On a cool and sunny saturday morning in February, Karina and I drove up the Taconic to the little town of Clinton Corners, NY. We were on the way to visit with Don Lewis at the Wild Hive Bakery. We hoped don could provide us with milled grains, such as corn, wheat, lentils, and the like. We also wanted to try his cheesecake, and other deserts he has been tinkering with.
Wednesday, March 25, 2009
Clinton Corners is really just one corner, with a general store and then the Wild Hive Bakery just down the road. There are signs for several farms near by. The town has a very front-porch rural feel to it.
Don's large store/bakery/restaurant is very pleasant, with tables scattered around for in house diners, a large display of grains, and a few refrigerators with food wares from other local producers.
We found out fairly quickly that Don is a very able and active business man, miller, food producer, but perhaps less accomplished a baker. His cheesecake was sour and somewhat bland, with a nice texture, but little else to recommend it. The fruit preserve (made by another local producer) on top was the saving grace of the desert. But his grains and milled flours were beautiful. We took a few different kinds home to try. The cornmeal for polenta was especially good.

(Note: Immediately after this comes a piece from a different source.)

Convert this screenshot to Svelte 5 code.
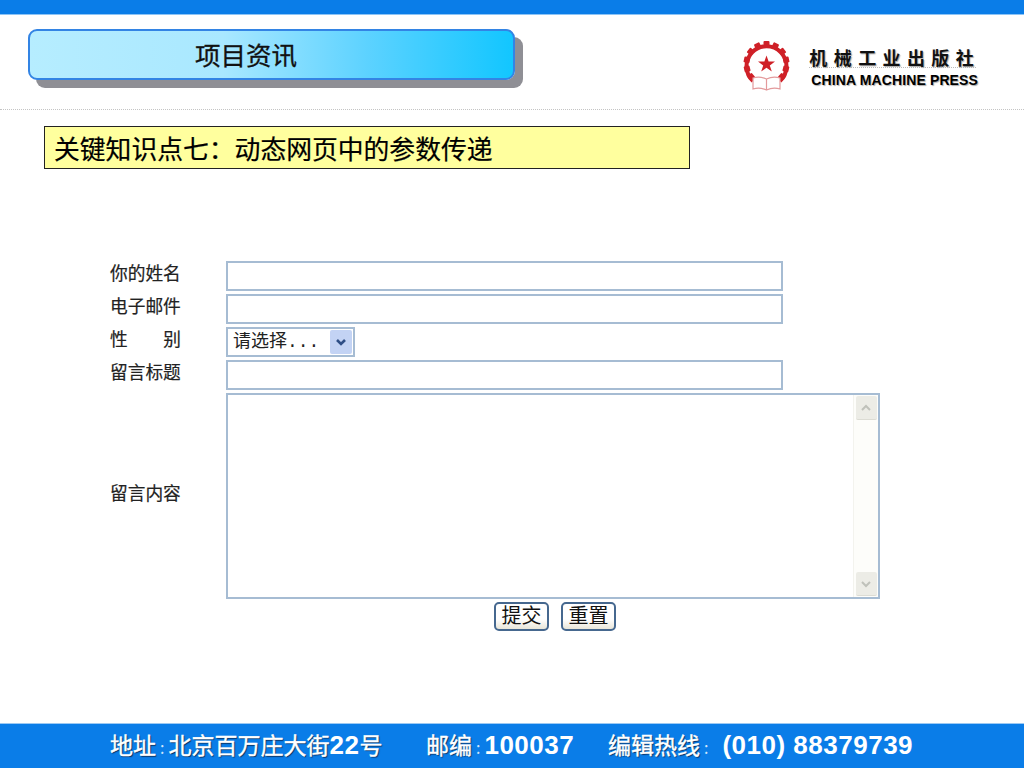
<script>
  const labels = { name: '你的姓名', mail: '电子邮件', sex: '留言标题', body: '留言内容' };
  // teeth of the logo gear, open at the bottom where the book sits
  const teeth = [];
  for (let a = -130; a <= 130; a += 26) teeth.push(a);
</script>

<div class="page">
  <div class="topbar"></div>

  <header class="header">
    <div class="title">项目资讯</div>
    <div class="logo">
      <svg width="50" height="52" viewBox="0 0 50 52" aria-hidden="true">
        <g fill="#cf2027">
          {#each teeth as a}
            <rect x="21.5" y="1" width="6" height="6" rx="1" transform="rotate({a} 24.5 24)" />
          {/each}
        </g>
        <path d="M11 41 A20 20 0 1 1 38 41" fill="none" stroke="#cf2027" stroke-width="4" />
        <polygon points="24.5,15.5 26.6,21.6 33,21.6 27.8,25.4 29.8,31.5 24.5,27.8 19.2,31.5 21.2,25.4 16,21.6 22.4,21.6" fill="#cf2027" />
        <path d="M11 38 Q18 36 24.5 39 Q31 36 38 38 V49 Q31 47 24.5 50 Q18 47 11 49 Z M24.5 39 V50" fill="#fff" stroke="#e39a9c" stroke-width="1.2" />
      </svg>
      <div class="press">
        <div class="press-cn">机械工业出版社</div>
        <div class="press-en">CHINA MACHINE PRESS</div>
      </div>
    </div>
  </header>

  <main class="main">
    <h1 class="point">关键知识点七：动态网页中的参数传递</h1>

    <form class="form">
      <label class="label" for="f-name">{labels.name}</label>
      <input id="f-name" class="field" type="text" />

      <label class="label" for="f-mail">{labels.mail}</label>
      <input id="f-mail" class="field" type="text" />

      <label class="label spread" for="f-sex"><span>性</span><span>别</span></label>
      <div class="select-wrap">
        <select id="f-sex" class="select">
          <option>请选择...</option>
        </select>
        <span class="select-btn">
          <svg width="12" height="8" viewBox="0 0 12 8" aria-hidden="true">
            <path d="M2 2 L6 6 L10 2" fill="none" stroke="#2f4f86" stroke-width="2.6" />
          </svg>
        </span>
      </div>

      <label class="label" for="f-subject">{labels.sex}</label>
      <input id="f-subject" class="field" type="text" />

      <label class="label body-label" for="f-body">{labels.body}</label>
      <div class="area-wrap">
        <textarea id="f-body" class="area"></textarea>
        <div class="scroll">
          <span class="scroll-btn">
            <svg width="12" height="8" viewBox="0 0 12 8" aria-hidden="true">
              <path d="M2 6 L6 2 L10 6" fill="none" stroke="#bfc1ba" stroke-width="2" />
            </svg>
          </span>
          <span class="scroll-btn">
            <svg width="12" height="8" viewBox="0 0 12 8" aria-hidden="true">
              <path d="M2 2 L6 6 L10 2" fill="none" stroke="#bfc1ba" stroke-width="2" />
            </svg>
          </span>
        </div>
      </div>

      <div class="buttons">
        <button class="btn" type="submit">提交</button>
        <button class="btn" type="reset">重置</button>
      </div>
    </form>
  </main>

  <footer class="footer">
    <span class="addr">地址<i>:</i>北京百万庄大街<b>22</b>号</span>
    <span class="zip">邮编<i>:</i><b>100037</b></span>
    <span class="tel">编辑热线<i>:</i><b class="phone">(010) 88379739</b></span>
  </footer>
</div>

<style>
  :global(body) {
    background: #fff;
    font-family: "Noto Sans CJK SC", "Liberation Sans", sans-serif;
  }

  .page {
    width: 1024px;
    height: 768px;
    display: flex;
    flex-direction: column;
    overflow: hidden;
    color: #000;
  }

  .topbar {
    height: 15px;
    background: #0a7de8;
    border-bottom: 1px solid #8cc4f6;
    box-sizing: border-box;
  }

  .header {
    height: 95px;
    box-sizing: border-box;
    display: flex;
    justify-content: space-between;
    padding: 14px 46px 0 28px;
    border-bottom: 1px dotted #c4c4c4;
  }

  .title {
    width: 487px;
    height: 51px;
    box-sizing: border-box;
    border: 2px solid #3384e4;
    border-radius: 9px;
    background: linear-gradient(90deg, #b6edff 0%, #a9e8ff 40%, #5cd2ff 70%, #12c6ff 100%);
    box-shadow: 8px 8px 0 #8f8f95;
    display: flex;
    align-items: center;
    justify-content: center;
    font-size: 25.5px;
    line-height: 1;
    color: #111;
    padding: 0 51px 2px 0;
    -webkit-text-stroke: 0.3px #111;
  }

  .logo {
    display: flex;
    gap: 17px;
    margin-top: 11px;
    height: 52px;
    align-items: flex-start;
  }

  .press {
    padding-top: 7px;
  }

  .press-cn {
    font-size: 18px;
    line-height: 20px;
    font-weight: 700;
    letter-spacing: 6.4px;
    color: #111;
    text-shadow: 1px 1px 1px #aaa;
    border-bottom: 1px dotted #bbb;
    width: 167px;
    white-space: nowrap;
  }

  .press-en {
    font-family: "Liberation Sans", sans-serif;
    font-size: 14px;
    line-height: 18px;
    font-weight: 700;
    letter-spacing: 0.12px;
    margin: 3px 0 0 2px;
    color: #000;
    text-shadow: 1px 1px 1px #aaa;
    white-space: nowrap;
  }

  .main {
    flex: 1;
    padding: 16px 0 0 44px;
  }

  .point {
    width: 646px;
    height: 43px;
    box-sizing: border-box;
    margin: 0;
    border: 1px solid #222;
    background: #ffff9e;
    display: flex;
    align-items: center;
    padding: 0 0 0 9px;
    font-size: 25.8px;
    font-weight: 400;
    line-height: 1;
    -webkit-text-stroke: 0.2px #000;
  }

  .form {
    display: grid;
    grid-template-columns: 116px 654px;
    row-gap: 3px;
    margin: 92px 0 0 66px;
  }

  .label {
    font-size: 17.7px;
    line-height: 22px;
    color: #222;
    width: 71px;
    align-self: start;
    -webkit-text-stroke: 0.2px #222;
  }

  .spread {
    display: flex;
    justify-content: space-between;
  }

  .body-label {
    align-self: center;
    margin-bottom: 9px;
  }

  .field {
    width: 557px;
    height: 30px;
    box-sizing: border-box;
    margin: 0;
    border: 2px solid #a6bcd3;
    background: #fff;
    outline: none;
    padding: 0;
  }

  .select-wrap {
    position: relative;
    width: 129px;
    height: 30px;
  }

  .select {
    display: block;
    width: 100%;
    height: 100%;
    box-sizing: border-box;
    appearance: none;
    border: 2px solid #a6bcd3;
    border-radius: 0;
    background: #fff;
    padding: 0 0 1px 5px;
    font-family: "Liberation Mono", "Noto Sans CJK SC", monospace;
    font-size: 18px;
    color: #222;
  }

  .select-btn {
    position: absolute;
    right: 3px;
    top: 3px;
    width: 22px;
    height: 24px;
    border-radius: 2px;
    background: #c3d3f4;
    display: flex;
    align-items: center;
    justify-content: center;
  }

  .area-wrap {
    position: relative;
    width: 654px;
    height: 206px;
  }

  .area {
    display: block;
    width: 100%;
    height: 100%;
    box-sizing: border-box;
    margin: 0;
    border: 2px solid #a6bcd3;
    outline: none;
    resize: none;
    overflow: hidden;
    background: #fff;
  }

  .scroll {
    position: absolute;
    top: 2px;
    right: 2px;
    bottom: 2px;
    width: 25px;
    box-sizing: border-box;
    background: #fdfdfa;
    border-left: 1px solid #f3f3ee;
    display: flex;
    flex-direction: column;
    justify-content: space-between;
    align-items: center;
    padding: 1px 0;
  }

  .scroll-btn {
    width: 21px;
    height: 24px;
    border-radius: 2px;
    background: #ecece6;
    border-bottom: 1px solid #dcdcd4;
    box-sizing: border-box;
    display: flex;
    align-items: center;
    justify-content: center;
  }

  .buttons {
    grid-column: 2;
    display: flex;
    gap: 12px;
    padding-left: 268px;
  }

  .btn {
    width: 55px;
    height: 29px;
    box-sizing: border-box;
    padding: 0 0 4px;
    border: 2px solid #46688f;
    border-radius: 5px;
    background: linear-gradient(#fff 60%, #e8e5d8);
    font-family: "Noto Sans CJK SC", sans-serif;
    font-size: 20px;
    line-height: 1;
    color: #111;
  }

  .footer {
    height: 45px;
    box-sizing: border-box;
    background: #0a7de8;
    border-top: 1px solid #9cc9f3;
    display: flex;
    align-items: center;
    padding: 0 0 3px 110px;
    font-size: 23px;
    line-height: 1;
    color: #fff;
    white-space: nowrap;
    text-shadow: 1px 1px 1px #0b2f5e;
    -webkit-text-stroke: 0.4px #fff;
  }

  .footer i {
    font-style: normal;
    font-size: 16px;
    color: #cfe6fb;
    text-shadow: none;
    -webkit-text-stroke: 0;
    margin: 0 4px;
  }

  .footer b {
    font-family: "Liberation Sans", sans-serif;
    font-size: 26px;
    font-weight: 700;
    letter-spacing: 0.5px;
    text-shadow: none;
    -webkit-text-stroke: 0;
  }

  .footer .phone {
    margin-left: 10px;
  }

  .addr {
    width: 316px;
  }

  .zip {
    width: 182px;
  }
</style>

This was a useful visit, as we discovered fairly quickly two important menu factors: 1. we want his grains! 2. we don't want his deserts! All this became academic later on in the afternoon when we began our second meeting of the day, this with Jim and Anthony, our Mohonk chefs.
The evening before we sat in the living room of Karina's parents house, drinking wine and talking about the wedding. Her parents suggested we tell the wedding planner that we want to have the most expensive package (complete with Ice Sculpture). Their thinking was that if we chose the expensive grand buffet then the planners would be more amenable to our (wild and unreasonable) demands for local and beyond organic foods.
Karina and I, as we have become quite used to doing, took all suggestions in stride and found ways to stick to the original plan. But a seed was planted in our minds, that maybe the Mohonk people would not be willing to do what we asked for. Maybe they would not want to work outside of their normal distribution channels. Perhaps they don't care about local ingredients, but want to work with all the exotic foods available to the modern chef.
With these doubts in mind, we drove up the cliff-clinging road to the Mohonk mountain house.
Our meeting with the Chefs and mohonk's planner began promptly. Jim and Anthony came in and almost immediately set our minds at ease. They were well prepared, having contacted most of our farmers and producers in the week leading up to the meeting. They knew our plan and were very excited about it.
Jim said they had never created a menu that was geographically this narrowly guided, and was obviously on board with the concept of paying homage to the land of Mohonk, so to speak.
Anthony tried to ingratiate himself with suggestions that were quite good for small dishes and some great sounding dessert ideas. Christina seemed a bit confused by it all, as she tried several times to get us to say exactly which items in the sample menu we wanted to use. She didn't quite understand that we didn't really want anything from the sample. Our chefs were with us, talking about creating a menu that tied together the elements of the local foods that were most important, and presenting it in a way that cries out to the glorious bounty of the land.
Chefs love this shit. Who knew? They want to be challenged and excited by food, and too often in a place like mohonk, they are asked just to do the same old thing. These guys are as enthusiastic as we are. I was sitting there thinking how stupid we would have been to ask for the big buffet, trying to make allies of those that had already joined our side. Karina and I left mohonk tired and very happy.
Though that could all change when we find out just how much extra they want to charge us!